* YOUR GOAL *
Find the lines holding the word "Tailwind" and collect them.

* EXTRACTED DATA *

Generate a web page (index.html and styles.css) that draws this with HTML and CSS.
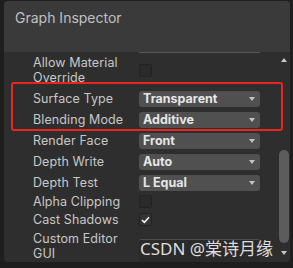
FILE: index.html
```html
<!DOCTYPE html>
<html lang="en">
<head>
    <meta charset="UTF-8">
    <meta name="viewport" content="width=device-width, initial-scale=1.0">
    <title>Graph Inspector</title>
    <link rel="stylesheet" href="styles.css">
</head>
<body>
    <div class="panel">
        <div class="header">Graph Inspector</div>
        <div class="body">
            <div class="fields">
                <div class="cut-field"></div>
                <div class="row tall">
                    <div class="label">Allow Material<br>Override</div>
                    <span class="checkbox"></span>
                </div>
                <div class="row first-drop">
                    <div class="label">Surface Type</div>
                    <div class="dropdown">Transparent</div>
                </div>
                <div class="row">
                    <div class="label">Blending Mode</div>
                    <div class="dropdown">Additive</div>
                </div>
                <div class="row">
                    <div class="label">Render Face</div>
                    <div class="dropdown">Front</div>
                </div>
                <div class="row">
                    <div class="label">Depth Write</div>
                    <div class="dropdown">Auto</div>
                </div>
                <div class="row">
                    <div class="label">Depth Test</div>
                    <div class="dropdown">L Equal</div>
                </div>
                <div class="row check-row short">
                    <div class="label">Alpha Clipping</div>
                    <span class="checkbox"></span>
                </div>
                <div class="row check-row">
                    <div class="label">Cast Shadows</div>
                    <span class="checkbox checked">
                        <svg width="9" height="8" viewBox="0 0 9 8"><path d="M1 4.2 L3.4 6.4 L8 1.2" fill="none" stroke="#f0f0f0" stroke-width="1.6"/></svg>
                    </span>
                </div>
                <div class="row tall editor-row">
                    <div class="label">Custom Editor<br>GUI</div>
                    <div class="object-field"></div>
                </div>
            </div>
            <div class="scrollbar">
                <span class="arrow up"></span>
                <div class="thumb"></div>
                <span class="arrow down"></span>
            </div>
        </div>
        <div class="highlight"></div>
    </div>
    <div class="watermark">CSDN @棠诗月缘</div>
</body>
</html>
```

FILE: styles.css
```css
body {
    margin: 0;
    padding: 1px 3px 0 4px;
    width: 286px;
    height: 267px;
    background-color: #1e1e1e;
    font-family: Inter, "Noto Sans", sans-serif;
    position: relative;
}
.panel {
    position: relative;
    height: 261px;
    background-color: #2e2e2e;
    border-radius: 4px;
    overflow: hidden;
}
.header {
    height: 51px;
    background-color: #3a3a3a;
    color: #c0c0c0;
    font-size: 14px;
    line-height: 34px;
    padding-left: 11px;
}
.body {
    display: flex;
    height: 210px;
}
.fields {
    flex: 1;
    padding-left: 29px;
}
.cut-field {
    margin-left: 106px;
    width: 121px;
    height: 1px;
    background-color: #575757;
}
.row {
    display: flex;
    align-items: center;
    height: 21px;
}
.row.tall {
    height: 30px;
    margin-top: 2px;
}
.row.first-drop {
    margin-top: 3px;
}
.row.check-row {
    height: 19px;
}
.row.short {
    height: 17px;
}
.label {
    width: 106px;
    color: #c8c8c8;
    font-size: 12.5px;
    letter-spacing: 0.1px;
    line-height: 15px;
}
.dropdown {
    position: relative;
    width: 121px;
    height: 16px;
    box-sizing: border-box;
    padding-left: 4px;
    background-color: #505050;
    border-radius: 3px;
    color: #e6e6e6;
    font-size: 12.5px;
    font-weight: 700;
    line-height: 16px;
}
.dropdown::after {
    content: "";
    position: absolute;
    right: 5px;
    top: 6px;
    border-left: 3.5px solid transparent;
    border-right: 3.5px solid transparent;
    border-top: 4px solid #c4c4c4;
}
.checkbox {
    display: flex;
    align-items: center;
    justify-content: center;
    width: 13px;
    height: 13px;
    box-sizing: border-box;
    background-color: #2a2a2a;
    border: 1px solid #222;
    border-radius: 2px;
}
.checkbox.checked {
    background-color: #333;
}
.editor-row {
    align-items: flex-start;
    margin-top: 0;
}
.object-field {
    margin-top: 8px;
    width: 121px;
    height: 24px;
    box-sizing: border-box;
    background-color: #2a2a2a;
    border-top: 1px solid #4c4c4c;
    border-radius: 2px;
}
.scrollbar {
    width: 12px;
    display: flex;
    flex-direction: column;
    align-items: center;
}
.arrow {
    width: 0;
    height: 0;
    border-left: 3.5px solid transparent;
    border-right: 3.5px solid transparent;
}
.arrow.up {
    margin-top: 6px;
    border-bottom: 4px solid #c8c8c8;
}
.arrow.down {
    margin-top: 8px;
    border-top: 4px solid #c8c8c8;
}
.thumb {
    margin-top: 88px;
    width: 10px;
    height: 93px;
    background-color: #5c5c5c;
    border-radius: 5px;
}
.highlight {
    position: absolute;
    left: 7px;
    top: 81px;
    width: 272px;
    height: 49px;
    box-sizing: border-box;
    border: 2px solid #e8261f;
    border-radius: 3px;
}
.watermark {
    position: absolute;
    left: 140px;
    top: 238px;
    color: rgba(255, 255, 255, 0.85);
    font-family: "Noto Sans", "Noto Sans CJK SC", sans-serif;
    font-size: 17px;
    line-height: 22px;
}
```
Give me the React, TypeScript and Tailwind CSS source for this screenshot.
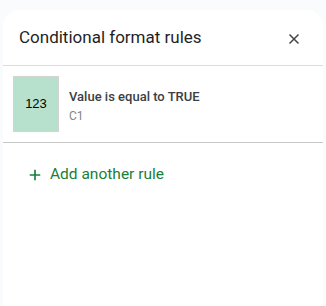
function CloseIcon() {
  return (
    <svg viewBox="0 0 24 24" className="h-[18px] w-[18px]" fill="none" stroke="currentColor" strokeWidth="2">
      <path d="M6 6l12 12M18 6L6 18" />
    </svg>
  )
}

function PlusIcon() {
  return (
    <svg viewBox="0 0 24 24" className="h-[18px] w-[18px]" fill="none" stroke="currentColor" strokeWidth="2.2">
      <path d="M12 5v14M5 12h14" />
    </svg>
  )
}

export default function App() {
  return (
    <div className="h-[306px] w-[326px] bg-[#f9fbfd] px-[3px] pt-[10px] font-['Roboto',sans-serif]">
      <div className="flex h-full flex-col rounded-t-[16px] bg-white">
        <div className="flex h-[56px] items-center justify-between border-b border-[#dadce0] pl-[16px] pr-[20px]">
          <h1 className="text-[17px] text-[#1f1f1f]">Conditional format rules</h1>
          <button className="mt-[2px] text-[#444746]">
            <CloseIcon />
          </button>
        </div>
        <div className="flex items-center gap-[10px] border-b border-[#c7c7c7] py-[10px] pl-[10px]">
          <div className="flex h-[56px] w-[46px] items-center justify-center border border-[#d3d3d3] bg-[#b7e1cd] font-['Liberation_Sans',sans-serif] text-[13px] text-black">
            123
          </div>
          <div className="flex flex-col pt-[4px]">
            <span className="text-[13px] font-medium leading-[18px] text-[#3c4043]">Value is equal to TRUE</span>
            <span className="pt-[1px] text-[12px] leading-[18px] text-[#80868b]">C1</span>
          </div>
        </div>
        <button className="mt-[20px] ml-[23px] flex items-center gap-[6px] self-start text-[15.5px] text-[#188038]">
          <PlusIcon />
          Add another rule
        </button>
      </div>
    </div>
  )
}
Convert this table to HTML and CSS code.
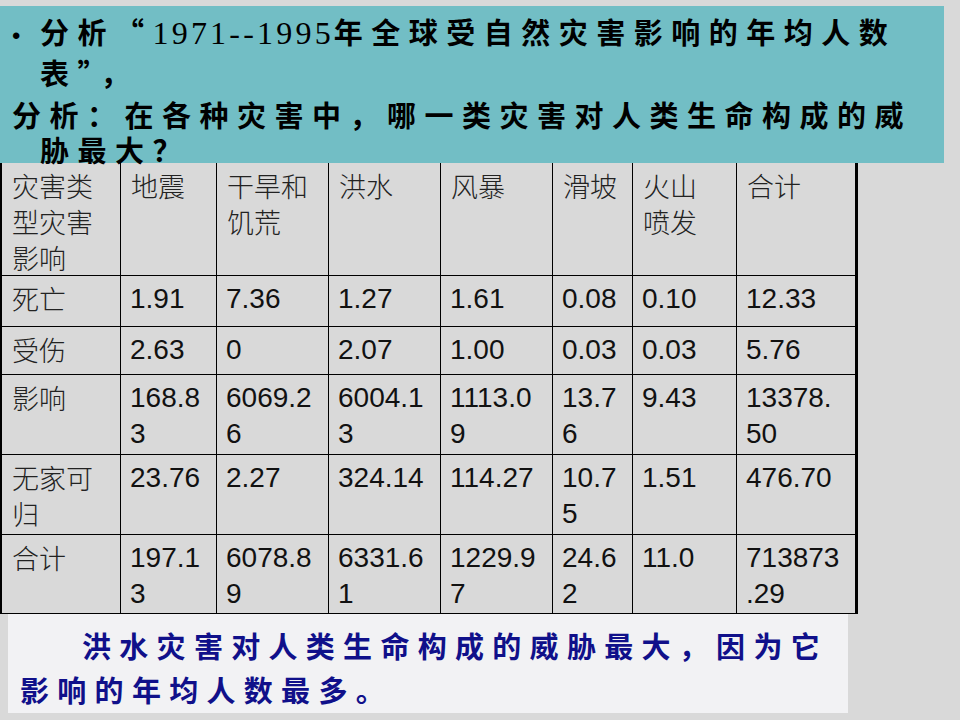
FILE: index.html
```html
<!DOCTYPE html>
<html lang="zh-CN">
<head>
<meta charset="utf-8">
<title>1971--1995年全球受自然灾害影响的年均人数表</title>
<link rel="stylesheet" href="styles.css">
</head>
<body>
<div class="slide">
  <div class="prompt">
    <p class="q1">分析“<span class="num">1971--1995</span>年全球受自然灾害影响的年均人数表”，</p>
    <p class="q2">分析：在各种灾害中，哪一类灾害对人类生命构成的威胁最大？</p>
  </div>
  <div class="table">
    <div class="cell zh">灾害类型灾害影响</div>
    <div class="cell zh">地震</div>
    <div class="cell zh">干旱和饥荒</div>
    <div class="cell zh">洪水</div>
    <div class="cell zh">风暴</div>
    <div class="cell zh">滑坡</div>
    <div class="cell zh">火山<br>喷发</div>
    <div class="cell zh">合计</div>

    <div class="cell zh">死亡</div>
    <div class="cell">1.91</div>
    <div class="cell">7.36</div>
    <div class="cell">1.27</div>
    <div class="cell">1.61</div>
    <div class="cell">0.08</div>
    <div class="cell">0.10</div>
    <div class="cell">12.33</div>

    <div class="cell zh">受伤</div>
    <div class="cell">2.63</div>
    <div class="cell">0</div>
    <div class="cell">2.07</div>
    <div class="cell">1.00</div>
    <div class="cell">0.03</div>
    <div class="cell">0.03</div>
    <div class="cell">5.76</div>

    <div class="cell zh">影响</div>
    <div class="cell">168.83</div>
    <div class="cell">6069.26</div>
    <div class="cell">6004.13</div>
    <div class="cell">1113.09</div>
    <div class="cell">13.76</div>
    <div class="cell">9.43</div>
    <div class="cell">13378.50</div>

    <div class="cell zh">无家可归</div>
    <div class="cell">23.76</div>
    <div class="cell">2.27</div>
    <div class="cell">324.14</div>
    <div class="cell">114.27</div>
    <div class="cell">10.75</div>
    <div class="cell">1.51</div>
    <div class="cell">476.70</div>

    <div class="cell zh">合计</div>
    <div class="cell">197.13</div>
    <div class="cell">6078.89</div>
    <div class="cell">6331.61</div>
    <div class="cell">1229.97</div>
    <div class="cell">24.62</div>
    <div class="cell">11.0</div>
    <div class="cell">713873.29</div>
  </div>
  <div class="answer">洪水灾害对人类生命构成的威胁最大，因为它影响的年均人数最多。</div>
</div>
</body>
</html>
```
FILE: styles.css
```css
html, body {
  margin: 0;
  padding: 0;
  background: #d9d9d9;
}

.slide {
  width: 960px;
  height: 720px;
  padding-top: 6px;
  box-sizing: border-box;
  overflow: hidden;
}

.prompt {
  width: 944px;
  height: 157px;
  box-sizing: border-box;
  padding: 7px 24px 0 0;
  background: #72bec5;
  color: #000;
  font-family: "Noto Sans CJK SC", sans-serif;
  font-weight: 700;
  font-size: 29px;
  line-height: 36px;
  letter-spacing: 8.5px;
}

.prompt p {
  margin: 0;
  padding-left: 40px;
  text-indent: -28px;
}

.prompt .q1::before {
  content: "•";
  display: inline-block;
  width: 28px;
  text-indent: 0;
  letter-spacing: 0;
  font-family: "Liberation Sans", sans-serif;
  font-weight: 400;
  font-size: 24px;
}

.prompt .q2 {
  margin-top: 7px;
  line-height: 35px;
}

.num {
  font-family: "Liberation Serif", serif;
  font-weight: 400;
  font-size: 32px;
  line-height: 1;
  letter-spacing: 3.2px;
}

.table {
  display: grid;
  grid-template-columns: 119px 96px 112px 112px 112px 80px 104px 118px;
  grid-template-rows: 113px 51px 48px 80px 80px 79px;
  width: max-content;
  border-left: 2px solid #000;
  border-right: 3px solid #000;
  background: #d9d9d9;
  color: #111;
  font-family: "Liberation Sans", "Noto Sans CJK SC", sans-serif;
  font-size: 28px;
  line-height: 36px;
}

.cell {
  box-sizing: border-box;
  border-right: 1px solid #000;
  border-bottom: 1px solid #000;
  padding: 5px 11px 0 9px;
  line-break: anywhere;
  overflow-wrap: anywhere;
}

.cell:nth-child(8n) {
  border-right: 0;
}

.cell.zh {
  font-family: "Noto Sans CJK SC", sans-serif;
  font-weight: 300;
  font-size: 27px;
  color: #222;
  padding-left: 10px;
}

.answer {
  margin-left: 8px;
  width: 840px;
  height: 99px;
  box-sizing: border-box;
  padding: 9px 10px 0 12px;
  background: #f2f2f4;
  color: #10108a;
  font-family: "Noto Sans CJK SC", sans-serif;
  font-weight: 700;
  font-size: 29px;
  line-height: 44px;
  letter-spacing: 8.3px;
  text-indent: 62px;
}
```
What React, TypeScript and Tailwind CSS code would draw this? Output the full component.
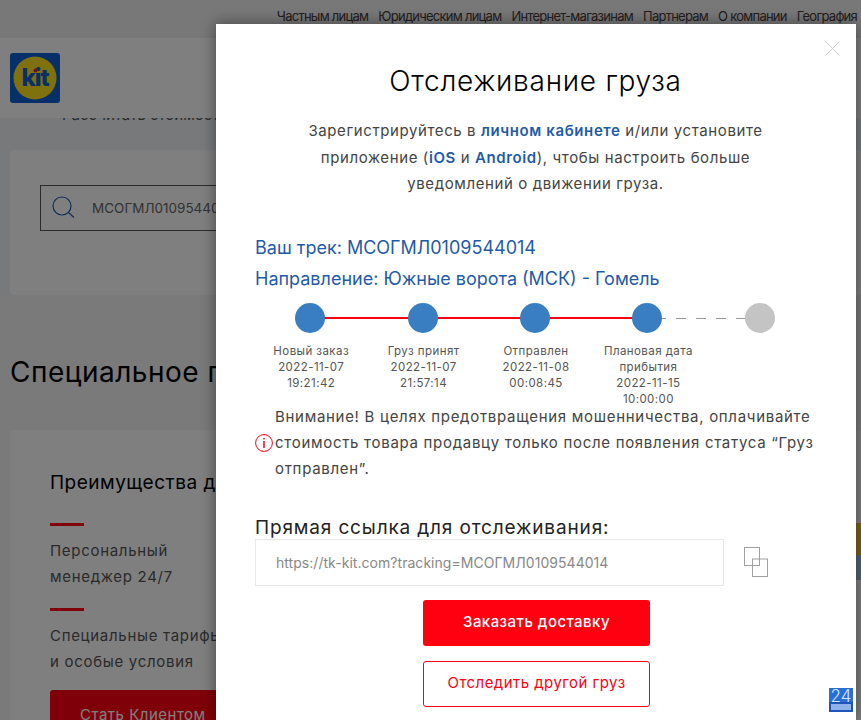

* REPLY *
Give me the React, TypeScript and Tailwind CSS source for this screenshot.
What React, TypeScript and Tailwind CSS code would draw this? Output the full component.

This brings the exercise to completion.